Out with the Old... and In with the New
29 May 2013
Posted by: Author: Michael Reifarth
Source: Michael Reifarth
The South African Revenue Service ("SARS”) has changed the format of the annual income tax return to be submitted by corporates by replacing the IT14 form with the ITR14 form. SARS has indicated that this change is part of SARS’ initiative to modernise corporate income tax.
The introduction of the new ITR14 form came into effect from 4 May 2013. This means that the last day for the completion and submission of the IT14 forms was 3 May 2013. In particular, any IT14 forms saved on eFiling which were not submitted by 3 May 2013 will no longer be supported and ITR14 forms will need to be requested online, completed and submitted. This applies to tax returns of corporates which are due for submission in the current year of assessment, as well as any arrear tax returns for previous years of assessment.
In contrast to the IT14 form which was issued to all categories of corporate taxpayers in the same format irrespective of the nature of the entity, the ITR14 is similar to the format of tax returns for individuals in that the ITR14 form is a customised return which is populated with different fields and questions according to the responses completed when filling in the tax return. The format of the tax return becomes more detailed in accordance with the status of the entity – i.e. based on whether or not the company is dormant, and whether the company is a share block company or body corporate, a micro business, a small business, or a medium to large business.

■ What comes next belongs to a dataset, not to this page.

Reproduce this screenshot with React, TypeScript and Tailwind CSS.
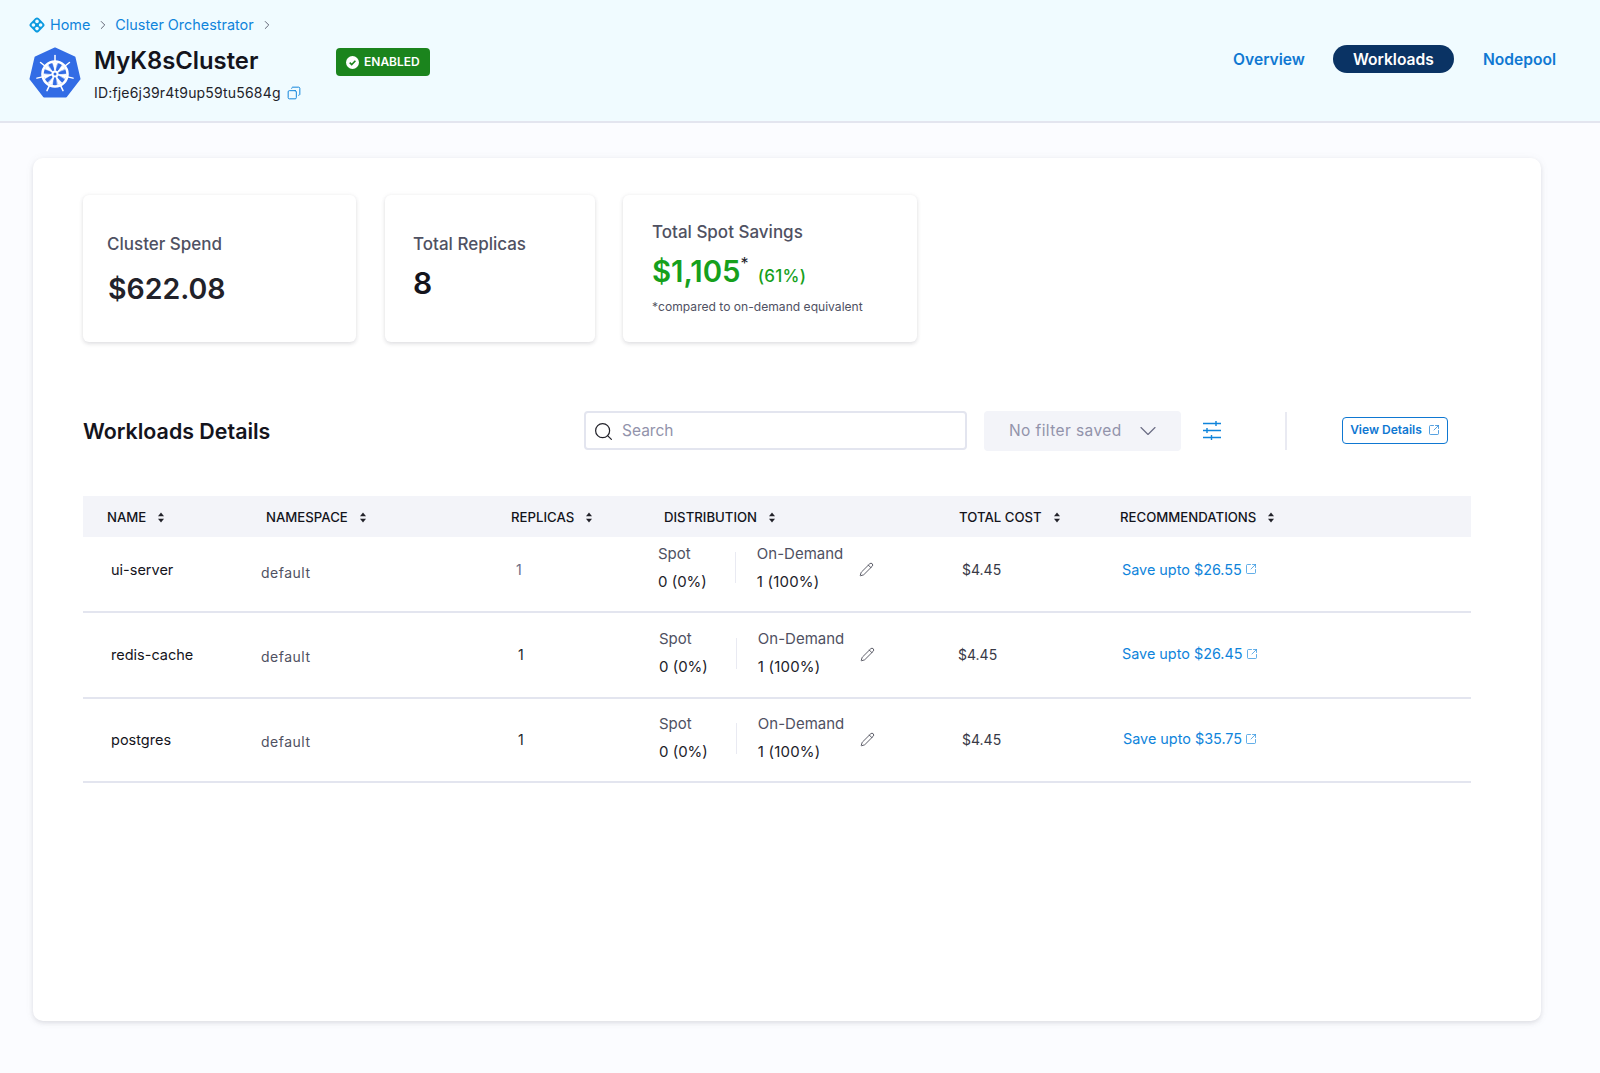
import { ChevronDown, ChevronRight, Copy, Pencil, Search, SquareArrowOutUpRight } from 'lucide-react';

const spokes = [0, 1, 2, 3, 4, 5, 6];

function K8sLogo() {
  return (
    <svg width="52" height="52" viewBox="0 0 52 52" className="shrink-0">
      <path d="M26 1.5 45.5 10.5 50.5 32 37 49.5H15L1.5 32 6.5 10.5Z" fill="#326ce5" stroke="#326ce5" strokeWidth="2" strokeLinejoin="round" />
      <g transform="translate(26 27)" stroke="#fff" fill="none" strokeLinecap="round">
        <circle r="12.5" strokeWidth="2.6" />
        {spokes.map((i) => (
          <g key={i} transform={`rotate(${(i * 360) / 7})`}>
            <line y1="-4" y2="-18.5" strokeWidth="1.5" />
            <path d="M0-3.5-2.4-11H2.4Z" fill="#fff" strokeWidth="0.5" />
          </g>
        ))}
        <circle r="3.6" fill="#fff" strokeWidth="0" />
        <circle r="1.5" fill="#326ce5" strokeWidth="0" />
      </g>
    </svg>
  );
}

function CrumbLogo() {
  return (
    <svg width="16" height="16" viewBox="0 0 16 16" className="shrink-0">
      <rect x="2" y="2" width="12" height="12" rx="2.6" fill="#0b9ae0" transform="rotate(45 8 8)" />
      <g fill="#f0fbff">
        <circle cx="8" cy="4.4" r="1.8" />
        <circle cx="8" cy="11.6" r="1.8" />
        <circle cx="4.4" cy="8" r="1.8" />
        <circle cx="11.6" cy="8" r="1.8" />
      </g>
    </svg>
  );
}

function SortIcon() {
  return (
    <svg width="8" height="11" viewBox="0 0 8 11" className="shrink-0" fill="#22222a">
      <path d="M4 .5 7 4.3H1Z" />
      <path d="M4 10.5 1 6.7H7Z" />
    </svg>
  );
}

function CheckBadge() {
  return (
    <svg width="13" height="13" viewBox="0 0 13 13" className="shrink-0">
      <circle cx="6.5" cy="6.5" r="6.5" fill="#fff" />
      <path d="M3.7 6.7 5.7 8.6 9.4 4.8" fill="none" stroke="#1b841d" strokeWidth="1.6" />
    </svg>
  );
}

function FilterLines() {
  return (
    <svg width="18" height="20" viewBox="0 0 18 20" className="ml-[22px] -mt-[2px] shrink-0" stroke="#0f84db" strokeWidth="1.4" fill="none">
      <path d="M0 3.5H18M0 10.5H18M0 17.5H18" />
      <path d="M13 1V6M4 8V13M8.5 15V20" />
    </svg>
  );
}

const headers = [
  { label: 'NAME', cell: 'pl-[24px]' },
  { label: 'NAMESPACE', cell: 'pl-[8px]' },
  { label: 'REPLICAS', cell: 'pl-[1px]' },
  { label: 'DISTRIBUTION', cell: 'pl-[9px]' },
  { label: 'TOTAL COST', cell: 'pl-[9px]' },
  { label: 'RECOMMENDATIONS', cell: 'pl-[10px]' },
];

const rows = [
  { name: 'ui-server', save: 'Save upto $26.55', height: 'h-[76px] pb-[9px]', replicas: 'pl-[6px] text-[#6b6d85]', dist: 'pl-[3px] -mt-[4px]', cost: 'pl-[12px]', rec: 'pl-[12px]' },
  { name: 'redis-cache', save: 'Save upto $26.45', height: 'h-[86px] pb-[2px]', replicas: 'pl-[8px] text-[#22222a]', dist: 'pl-[4px] -mt-[2px]', cost: 'pl-[8px]', rec: 'pl-[12px]' },
  { name: 'postgres', save: 'Save upto $35.75', height: 'h-[84px] pb-[2px]', replicas: 'pl-[8px] text-[#22222a]', dist: 'pl-[4px] -mt-[2px]', cost: 'pl-[12px]', rec: 'pl-[13px]' },
];

const gridCols = 'grid grid-cols-[175px_252px_145px_295px_160px_361px]';
const statCard = 'h-[147px] rounded-[6px] shadow-[0_2px_4px_rgba(40,41,61,0.12),0_0_4px_rgba(96,97,112,0.08)]';

export default function App() {
  return (
    <div className="min-h-[1073px] bg-[#fbfcff] font-['Inter',sans-serif] text-[#22222a]">
      {/* Header */}
      <header className="h-[123px] bg-[#f0fbff] border-b-2 border-[#e3e5ef] flex justify-between pl-[29px] pr-[44px]">
        <div>
          <div className="flex items-center h-[17px] mt-[16px] text-[14.4px] text-[#0f84db]">
            <CrumbLogo />
            <span className="ml-[5px]">Home</span>
            <ChevronRight size={14} strokeWidth={1.5} className="ml-[6px] text-[#4f5162]" />
            <span className="ml-[5px]">Cluster Orchestrator</span>
            <ChevronRight size={14} strokeWidth={1.5} className="ml-[6px] text-[#4f5162]" />
          </div>
          <div className="flex mt-[14px]">
            <K8sLogo />
            <div className="ml-[13px] -mt-[2px] w-[242px]">
              <div className="text-[23.8px] leading-[32px] font-semibold text-[#14141c]">MyK8sCluster</div>
              <div className="flex items-center mt-[6px] text-[14px] leading-[20px] tracking-[0.18px]">
                ID:fje6j39r4t9up59tu5684g
                <Copy size={14} strokeWidth={1.7} className="ml-[6px] text-[#0f84db] -scale-x-100" />
              </div>
            </div>
            <div className="mt-[1px] h-[28px] px-[10px] rounded-[4px] bg-[#1b841d] text-white text-[12px] font-semibold flex items-center gap-[5px]">
              <CheckBadge />
              ENABLED
            </div>
          </div>
        </div>
        <nav className="flex items-center h-[28px] mt-[45px] text-[15.6px] font-semibold text-[#0f78d2]">
          <span className="pt-[1px]">Overview</span>
          <span className="ml-[28px] pt-[1px] h-[28px] w-[121px] rounded-full bg-[#0a3364] text-white flex items-center justify-center">Workloads</span>
          <span className="ml-[29px] pt-[1px]">Nodepool</span>
        </nav>
      </header>

      {/* Main card */}
      <main className="ml-[33px] mt-[35px] w-[1508px] h-[863px] bg-white rounded-[10px] shadow-[0_2px_4px_rgba(40,41,61,0.1),0_1px_8px_rgba(96,97,112,0.08)] pl-[50px] pt-[37px]">
        <div className="flex items-start">
          <div className={`${statCard} w-[273px] pl-[24px] pt-[39px]`}>
            <div className="text-[17px] leading-[20px] font-medium text-[#4f5162]">Cluster Spend</div>
            <div className="mt-[15px] ml-[1px] text-[28.5px] leading-[40px] font-semibold text-[#22222a]">$622.08</div>
          </div>
          <div className={`${statCard} ml-[29px] w-[210px] pl-[28px] pt-[39px]`}>
            <div className="text-[17px] leading-[20px] font-medium text-[#4f5162]">Total Replicas</div>
            <div className="mt-[9px] text-[30px] leading-[40px] font-semibold text-[#14141c]">8</div>
          </div>
          <div className={`${statCard} ml-[28px] w-[294px] pl-[29px] pt-[27px]`}>
            <div className="text-[17px] leading-[20px] font-medium text-[#4f5162]">Total Spot Savings</div>
            <div className="mt-[10px] h-[40px] flex items-baseline text-[#16a01c]">
              <span className="text-[29.4px] leading-[40px] font-semibold">$1,105</span>
              <span className="text-[16px] text-[#22222a] self-start -mt-[1px]">*</span>
              <span className="ml-[9px] -mt-[1px] text-[17px] tracking-[0.3px] font-medium">(61%)</span>
            </div>
            <div className="mt-[6px] text-[12.1px] leading-[18px] text-[#4f5162]">*compared to on-demand equivalent</div>
          </div>
        </div>

        {/* Toolbar */}
        <div className="flex items-center h-[40px] mt-[69px]">
          <h2 className="w-[501px] text-[21.4px] font-semibold text-[#14141c]">Workloads Details</h2>
          <div className="w-[383px] h-[39px] -mt-[1px] pt-[1px] rounded-[4px] border-2 border-[#e3e5ef] flex items-center pl-[7px] text-[15.5px] text-[#9293ab]">
            <Search size={21} strokeWidth={1.4} className="text-[#22222a]" />
            <span className="ml-[8px]">Search</span>
          </div>
          <div className="ml-[17px] w-[197px] h-[40px] rounded-[4px] bg-[#f3f4f9] flex items-center pl-[25px] text-[15.5px] tracking-[0.4px] text-[#9293ab]">
            No filter saved
            <ChevronDown size={28} strokeWidth={1} className="ml-[12px] text-[#6b6d85]" />
          </div>
          <FilterLines />
          <div className="ml-[64px] w-[2px] h-[38px] bg-[#e9eaf2]" />
          <div className="ml-[55px] -mt-[2px] w-[106px] h-[27px] rounded-[4px] border border-[#0f78d2] flex items-center justify-center gap-[6px] text-[12px] font-semibold text-[#0f78d2]">
            View Details
            <SquareArrowOutUpRight size={12} strokeWidth={1.4} />
          </div>
        </div>

        {/* Table */}
        <div className="w-[1388px] mt-[45px]">
          <div className={`${gridCols} h-[41px] pt-[2px] bg-[#f3f4f9] items-center text-[13.2px] font-medium text-[#14141c]`}>
            {headers.map((h) => (
              <div key={h.label} className={`${h.cell} flex items-center gap-[11px]`}>
                {h.label}
                <SortIcon />
              </div>
            ))}
          </div>
          {rows.map((r) => (
            <div key={r.name} className={`${gridCols} ${r.height} items-center border-b-2 border-[#e3e5ef] text-[14px]`}>
              <div className="pl-[28px] pt-[1px] text-[14.5px] text-[#14141c]">{r.name}</div>
              <div className="pl-[3px] pt-[5px] text-[#4f5162] tracking-[0.5px]">default</div>
              <div className={r.replicas}>1</div>
              <div className={`${r.dist} flex items-center`}>
                <div>
                  <div className="text-[15px] leading-[22px] text-[#4f5162]">Spot</div>
                  <div className="mt-[6px] text-[15px] leading-[22px]">0 (0%)</div>
                </div>
                <div className="ml-[28px] w-px h-[31px] bg-[#e9eaf2]" />
                <div className="ml-[21px]">
                  <div className="text-[15px] leading-[22px] text-[#4f5162]">On-Demand</div>
                  <div className="mt-[6px] text-[15px] tracking-[0.2px] leading-[22px]">1 (100%)</div>
                </div>
                <Pencil size={15} strokeWidth={1.3} className="ml-[16px] mt-[3px] text-[#383946]" />
              </div>
              <div className={`${r.cost} text-[#383946]`}>$4.45</div>
              <div className={`${r.rec} flex items-center gap-[3px] text-[14.4px] text-[#0f84db]`}>
                {r.save}
                <SquareArrowOutUpRight size={12} strokeWidth={1.3} />
              </div>
            </div>
          ))}
        </div>
      </main>
    </div>
  );
}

For smaller entities, the ITR14 form contains less questions and fields for completion in comparison to the IT14 form. In contrast, the compliance burden imposed on larger corporates may increase due to a number of additional fields for completion and questions being included in the ITR14. It is now possible for an ITR14 form for a large corporate to extend to 14 pages in length.
The ITR14 appears to have an increased focus on international tax aspects, transactions between connected persons as well as disclosure relating to investments made by corporates. The form also incorporates more recently introduced tax concepts such as contributed tax capital and the dividends tax, and has also been updated to incorporate transfer pricing legislation. In addition, entities may be required to disclose holding company structures and SARS has also indicated that it will be compulsory for certain entities to upload their Annual Financial Statements upon submission of the ITR14, along with certain schedules such as controlled foreign company returns (IT10 forms) and schedules for headquarter company elections.
The change to the new format of the ITR14 is likely to require significantly more attention and preparation and may entail an increase in the disclosure of the affairs of corporates for the current year of assessment and going forward, as well as in relation to past years of assessment if any tax returns are overdue. It is also often the case with the introduction of advanced forms that some system and initial teething problems are experienced which may cause delays. These factors should be borne in mind by those involved in preparing ITR14’s for corporates, in particular due to the provisions of the Tax Administration Act prescribing, inter alia, that the period of limitation for the issue of additional assessment by SARS is only limited in instances where the taxpayer has not made any misrepresentation and has disclosed all material facts. Taxpayers should also exercise caution when preparing and submitting the ITR14 form so as not to fall foul of the recently introduced provisions prescribing the imposition by SARS of the understatement penalty and non-compliance penalties.